The exercise
Your task is to give the listing below back word for word, pictures excluded.

Rows from a dataset of pages and code
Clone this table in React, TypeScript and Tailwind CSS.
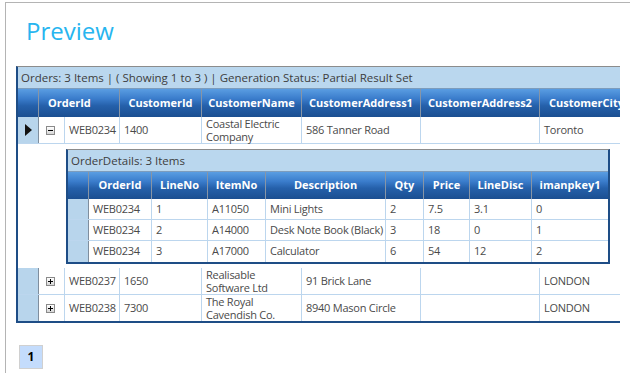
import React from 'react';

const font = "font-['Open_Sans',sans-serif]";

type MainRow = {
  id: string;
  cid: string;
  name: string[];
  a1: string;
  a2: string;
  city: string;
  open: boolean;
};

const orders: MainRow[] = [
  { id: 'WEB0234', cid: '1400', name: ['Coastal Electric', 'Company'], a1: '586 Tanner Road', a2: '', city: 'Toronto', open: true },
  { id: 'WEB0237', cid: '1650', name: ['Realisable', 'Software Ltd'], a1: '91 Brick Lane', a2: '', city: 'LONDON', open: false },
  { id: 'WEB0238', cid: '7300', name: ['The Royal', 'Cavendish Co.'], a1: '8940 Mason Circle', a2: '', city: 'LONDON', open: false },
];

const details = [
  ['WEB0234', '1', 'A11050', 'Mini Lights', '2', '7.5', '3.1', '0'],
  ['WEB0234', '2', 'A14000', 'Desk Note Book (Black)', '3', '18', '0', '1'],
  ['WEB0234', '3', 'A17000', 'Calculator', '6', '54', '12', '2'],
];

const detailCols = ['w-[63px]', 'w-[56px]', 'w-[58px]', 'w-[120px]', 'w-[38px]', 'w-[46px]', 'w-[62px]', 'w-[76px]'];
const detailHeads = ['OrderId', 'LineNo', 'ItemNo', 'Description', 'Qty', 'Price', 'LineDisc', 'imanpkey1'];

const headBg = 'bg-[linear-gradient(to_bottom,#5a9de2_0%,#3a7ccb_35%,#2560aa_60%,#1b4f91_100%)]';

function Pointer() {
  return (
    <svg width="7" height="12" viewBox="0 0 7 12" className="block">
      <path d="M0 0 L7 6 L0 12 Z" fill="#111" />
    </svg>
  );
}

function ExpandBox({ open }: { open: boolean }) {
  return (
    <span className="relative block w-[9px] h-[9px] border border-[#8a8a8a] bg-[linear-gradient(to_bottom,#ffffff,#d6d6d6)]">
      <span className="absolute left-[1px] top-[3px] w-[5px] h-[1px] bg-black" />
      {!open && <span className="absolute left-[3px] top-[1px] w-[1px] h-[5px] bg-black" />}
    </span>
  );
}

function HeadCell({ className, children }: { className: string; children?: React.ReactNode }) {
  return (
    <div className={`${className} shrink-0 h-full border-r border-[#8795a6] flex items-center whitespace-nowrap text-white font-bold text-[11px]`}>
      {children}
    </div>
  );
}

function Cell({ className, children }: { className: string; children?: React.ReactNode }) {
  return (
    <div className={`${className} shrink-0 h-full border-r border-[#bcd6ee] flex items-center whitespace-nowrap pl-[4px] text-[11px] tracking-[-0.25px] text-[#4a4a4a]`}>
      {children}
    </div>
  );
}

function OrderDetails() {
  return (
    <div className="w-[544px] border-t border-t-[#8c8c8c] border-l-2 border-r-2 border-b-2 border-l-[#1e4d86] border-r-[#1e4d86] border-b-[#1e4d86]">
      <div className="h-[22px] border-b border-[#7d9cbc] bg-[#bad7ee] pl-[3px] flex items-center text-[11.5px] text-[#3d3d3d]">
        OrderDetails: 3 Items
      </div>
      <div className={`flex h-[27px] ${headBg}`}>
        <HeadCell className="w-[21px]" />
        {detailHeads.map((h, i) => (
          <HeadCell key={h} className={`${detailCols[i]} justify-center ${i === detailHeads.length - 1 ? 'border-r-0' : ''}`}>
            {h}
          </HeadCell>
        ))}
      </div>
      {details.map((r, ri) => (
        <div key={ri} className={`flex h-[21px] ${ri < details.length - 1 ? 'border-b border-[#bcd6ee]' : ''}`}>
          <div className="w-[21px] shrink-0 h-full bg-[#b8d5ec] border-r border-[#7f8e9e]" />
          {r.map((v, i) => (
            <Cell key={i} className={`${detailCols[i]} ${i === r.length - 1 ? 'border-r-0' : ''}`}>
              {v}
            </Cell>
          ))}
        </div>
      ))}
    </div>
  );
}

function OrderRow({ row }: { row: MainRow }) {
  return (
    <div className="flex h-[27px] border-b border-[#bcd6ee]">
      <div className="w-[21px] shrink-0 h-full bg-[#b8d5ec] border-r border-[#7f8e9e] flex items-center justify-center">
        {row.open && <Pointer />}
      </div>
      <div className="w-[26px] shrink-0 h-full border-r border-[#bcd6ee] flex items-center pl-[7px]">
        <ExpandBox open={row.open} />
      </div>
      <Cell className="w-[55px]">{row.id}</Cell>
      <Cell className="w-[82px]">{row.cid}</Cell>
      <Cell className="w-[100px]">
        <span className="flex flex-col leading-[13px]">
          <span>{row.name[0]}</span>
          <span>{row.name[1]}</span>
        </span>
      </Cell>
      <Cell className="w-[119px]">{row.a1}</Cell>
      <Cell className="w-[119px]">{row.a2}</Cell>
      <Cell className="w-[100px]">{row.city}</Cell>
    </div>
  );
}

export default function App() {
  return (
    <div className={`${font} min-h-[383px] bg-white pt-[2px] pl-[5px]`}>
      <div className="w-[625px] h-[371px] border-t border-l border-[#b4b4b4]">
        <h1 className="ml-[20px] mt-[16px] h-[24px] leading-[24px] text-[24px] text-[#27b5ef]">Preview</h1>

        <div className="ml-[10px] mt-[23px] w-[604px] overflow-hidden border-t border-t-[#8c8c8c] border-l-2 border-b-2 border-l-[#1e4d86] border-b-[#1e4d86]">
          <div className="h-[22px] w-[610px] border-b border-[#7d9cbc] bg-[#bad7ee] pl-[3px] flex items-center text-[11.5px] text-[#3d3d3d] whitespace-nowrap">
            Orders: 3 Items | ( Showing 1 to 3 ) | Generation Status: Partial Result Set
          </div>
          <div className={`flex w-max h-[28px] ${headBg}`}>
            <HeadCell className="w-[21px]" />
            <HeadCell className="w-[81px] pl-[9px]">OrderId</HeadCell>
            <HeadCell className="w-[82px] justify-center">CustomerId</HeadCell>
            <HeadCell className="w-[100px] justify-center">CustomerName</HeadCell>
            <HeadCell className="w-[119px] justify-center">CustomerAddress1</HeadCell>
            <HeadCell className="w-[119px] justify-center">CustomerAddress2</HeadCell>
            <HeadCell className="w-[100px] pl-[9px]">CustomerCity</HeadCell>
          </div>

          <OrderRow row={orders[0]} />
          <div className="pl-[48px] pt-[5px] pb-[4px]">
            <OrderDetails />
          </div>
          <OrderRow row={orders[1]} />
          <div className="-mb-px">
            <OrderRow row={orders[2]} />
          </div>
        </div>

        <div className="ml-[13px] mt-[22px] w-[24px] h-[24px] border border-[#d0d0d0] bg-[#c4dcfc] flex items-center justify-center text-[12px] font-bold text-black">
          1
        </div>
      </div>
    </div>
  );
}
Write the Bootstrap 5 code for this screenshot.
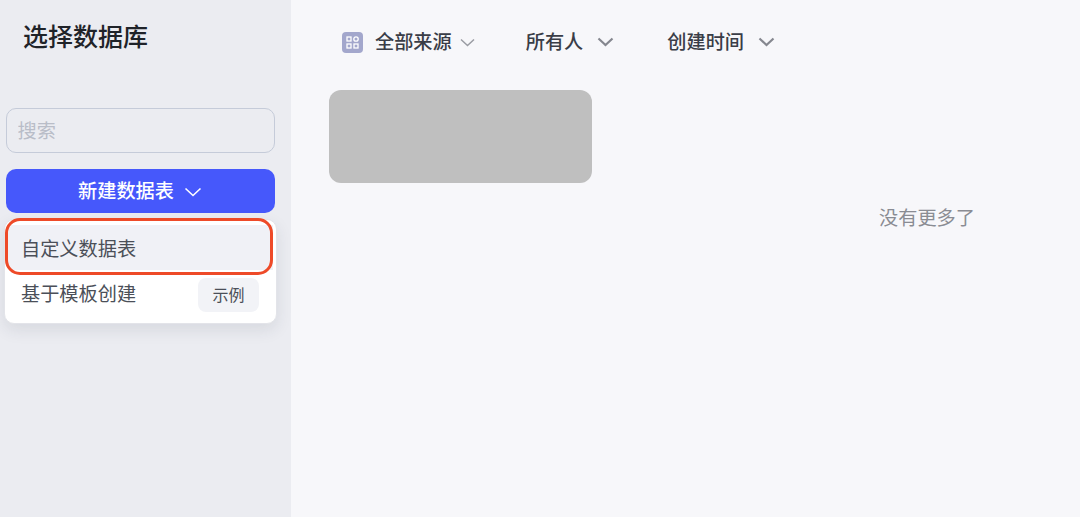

Task result
Clone this table in React, TypeScript and Tailwind CSS.
import React from 'react';

const font = "font-['Open_Sans',sans-serif]";

type MainRow = {
  id: string;
  cid: string;
  name: string[];
  a1: string;
  a2: string;
  city: string;
  open: boolean;
};

const orders: MainRow[] = [
  { id: 'WEB0234', cid: '1400', name: ['Coastal Electric', 'Company'], a1: '586 Tanner Road', a2: '', city: 'Toronto', open: true },
  { id: 'WEB0237', cid: '1650', name: ['Realisable', 'Software Ltd'], a1: '91 Brick Lane', a2: '', city: 'LONDON', open: false },
  { id: 'WEB0238', cid: '7300', name: ['The Royal', 'Cavendish Co.'], a1: '8940 Mason Circle', a2: '', city: 'LONDON', open: false },
];

const details = [
  ['WEB0234', '1', 'A11050', 'Mini Lights', '2', '7.5', '3.1', '0'],
  ['WEB0234', '2', 'A14000', 'Desk Note Book (Black)', '3', '18', '0', '1'],
  ['WEB0234', '3', 'A17000', 'Calculator', '6', '54', '12', '2'],
];

const detailCols = ['w-[63px]', 'w-[56px]', 'w-[58px]', 'w-[120px]', 'w-[38px]', 'w-[46px]', 'w-[62px]', 'w-[76px]'];
const detailHeads = ['OrderId', 'LineNo', 'ItemNo', 'Description', 'Qty', 'Price', 'LineDisc', 'imanpkey1'];

const headBg = 'bg-[linear-gradient(to_bottom,#5a9de2_0%,#3a7ccb_35%,#2560aa_60%,#1b4f91_100%)]';

function Pointer() {
  return (
    <svg width="7" height="12" viewBox="0 0 7 12" className="block">
      <path d="M0 0 L7 6 L0 12 Z" fill="#111" />
    </svg>
  );
}

function ExpandBox({ open }: { open: boolean }) {
  return (
    <span className="relative block w-[9px] h-[9px] border border-[#8a8a8a] bg-[linear-gradient(to_bottom,#ffffff,#d6d6d6)]">
      <span className="absolute left-[1px] top-[3px] w-[5px] h-[1px] bg-black" />
      {!open && <span className="absolute left-[3px] top-[1px] w-[1px] h-[5px] bg-black" />}
    </span>
  );
}

function HeadCell({ className, children }: { className: string; children?: React.ReactNode }) {
  return (
    <div className={`${className} shrink-0 h-full border-r border-[#8795a6] flex items-center whitespace-nowrap text-white font-bold text-[11px]`}>
      {children}
    </div>
  );
}

function Cell({ className, children }: { className: string; children?: React.ReactNode }) {
  return (
    <div className={`${className} shrink-0 h-full border-r border-[#bcd6ee] flex items-center whitespace-nowrap pl-[4px] text-[11px] tracking-[-0.25px] text-[#4a4a4a]`}>
      {children}
    </div>
  );
}

function OrderDetails() {
  return (
    <div className="w-[544px] border-t border-t-[#8c8c8c] border-l-2 border-r-2 border-b-2 border-l-[#1e4d86] border-r-[#1e4d86] border-b-[#1e4d86]">
      <div className="h-[22px] border-b border-[#7d9cbc] bg-[#bad7ee] pl-[3px] flex items-center text-[11.5px] text-[#3d3d3d]">
        OrderDetails: 3 Items
      </div>
      <div className={`flex h-[27px] ${headBg}`}>
        <HeadCell className="w-[21px]" />
        {detailHeads.map((h, i) => (
          <HeadCell key={h} className={`${detailCols[i]} justify-center ${i === detailHeads.length - 1 ? 'border-r-0' : ''}`}>
            {h}
          </HeadCell>
        ))}
      </div>
      {details.map((r, ri) => (
        <div key={ri} className={`flex h-[21px] ${ri < details.length - 1 ? 'border-b border-[#bcd6ee]' : ''}`}>
          <div className="w-[21px] shrink-0 h-full bg-[#b8d5ec] border-r border-[#7f8e9e]" />
          {r.map((v, i) => (
            <Cell key={i} className={`${detailCols[i]} ${i === r.length - 1 ? 'border-r-0' : ''}`}>
              {v}
            </Cell>
          ))}
        </div>
      ))}
    </div>
  );
}

function OrderRow({ row }: { row: MainRow }) {
  return (
    <div className="flex h-[27px] border-b border-[#bcd6ee]">
      <div className="w-[21px] shrink-0 h-full bg-[#b8d5ec] border-r border-[#7f8e9e] flex items-center justify-center">
        {row.open && <Pointer />}
      </div>
      <div className="w-[26px] shrink-0 h-full border-r border-[#bcd6ee] flex items-center pl-[7px]">
        <ExpandBox open={row.open} />
      </div>
      <Cell className="w-[55px]">{row.id}</Cell>
      <Cell className="w-[82px]">{row.cid}</Cell>
      <Cell className="w-[100px]">
        <span className="flex flex-col leading-[13px]">
          <span>{row.name[0]}</span>
          <span>{row.name[1]}</span>
        </span>
      </Cell>
      <Cell className="w-[119px]">{row.a1}</Cell>
      <Cell className="w-[119px]">{row.a2}</Cell>
      <Cell className="w-[100px]">{row.city}</Cell>
    </div>
  );
}

export default function App() {
  return (
    <div className={`${font} min-h-[383px] bg-white pt-[2px] pl-[5px]`}>
      <div className="w-[625px] h-[371px] border-t border-l border-[#b4b4b4]">
        <h1 className="ml-[20px] mt-[16px] h-[24px] leading-[24px] text-[24px] text-[#27b5ef]">Preview</h1>

        <div className="ml-[10px] mt-[23px] w-[604px] overflow-hidden border-t border-t-[#8c8c8c] border-l-2 border-b-2 border-l-[#1e4d86] border-b-[#1e4d86]">
          <div className="h-[22px] w-[610px] border-b border-[#7d9cbc] bg-[#bad7ee] pl-[3px] flex items-center text-[11.5px] text-[#3d3d3d] whitespace-nowrap">
            Orders: 3 Items | ( Showing 1 to 3 ) | Generation Status: Partial Result Set
          </div>
          <div className={`flex w-max h-[28px] ${headBg}`}>
            <HeadCell className="w-[21px]" />
            <HeadCell className="w-[81px] pl-[9px]">OrderId</HeadCell>
            <HeadCell className="w-[82px] justify-center">CustomerId</HeadCell>
            <HeadCell className="w-[100px] justify-center">CustomerName</HeadCell>
            <HeadCell className="w-[119px] justify-center">CustomerAddress1</HeadCell>
            <HeadCell className="w-[119px] justify-center">CustomerAddress2</HeadCell>
            <HeadCell className="w-[100px] pl-[9px]">CustomerCity</HeadCell>
          </div>

          <OrderRow row={orders[0]} />
          <div className="pl-[48px] pt-[5px] pb-[4px]">
            <OrderDetails />
          </div>
          <OrderRow row={orders[1]} />
          <div className="-mb-px">
            <OrderRow row={orders[2]} />
          </div>
        </div>

        <div className="ml-[13px] mt-[22px] w-[24px] h-[24px] border border-[#d0d0d0] bg-[#c4dcfc] flex items-center justify-center text-[12px] font-bold text-black">
          1
        </div>
      </div>
    </div>
  );
}
Write the Bootstrap 5 code for this screenshot.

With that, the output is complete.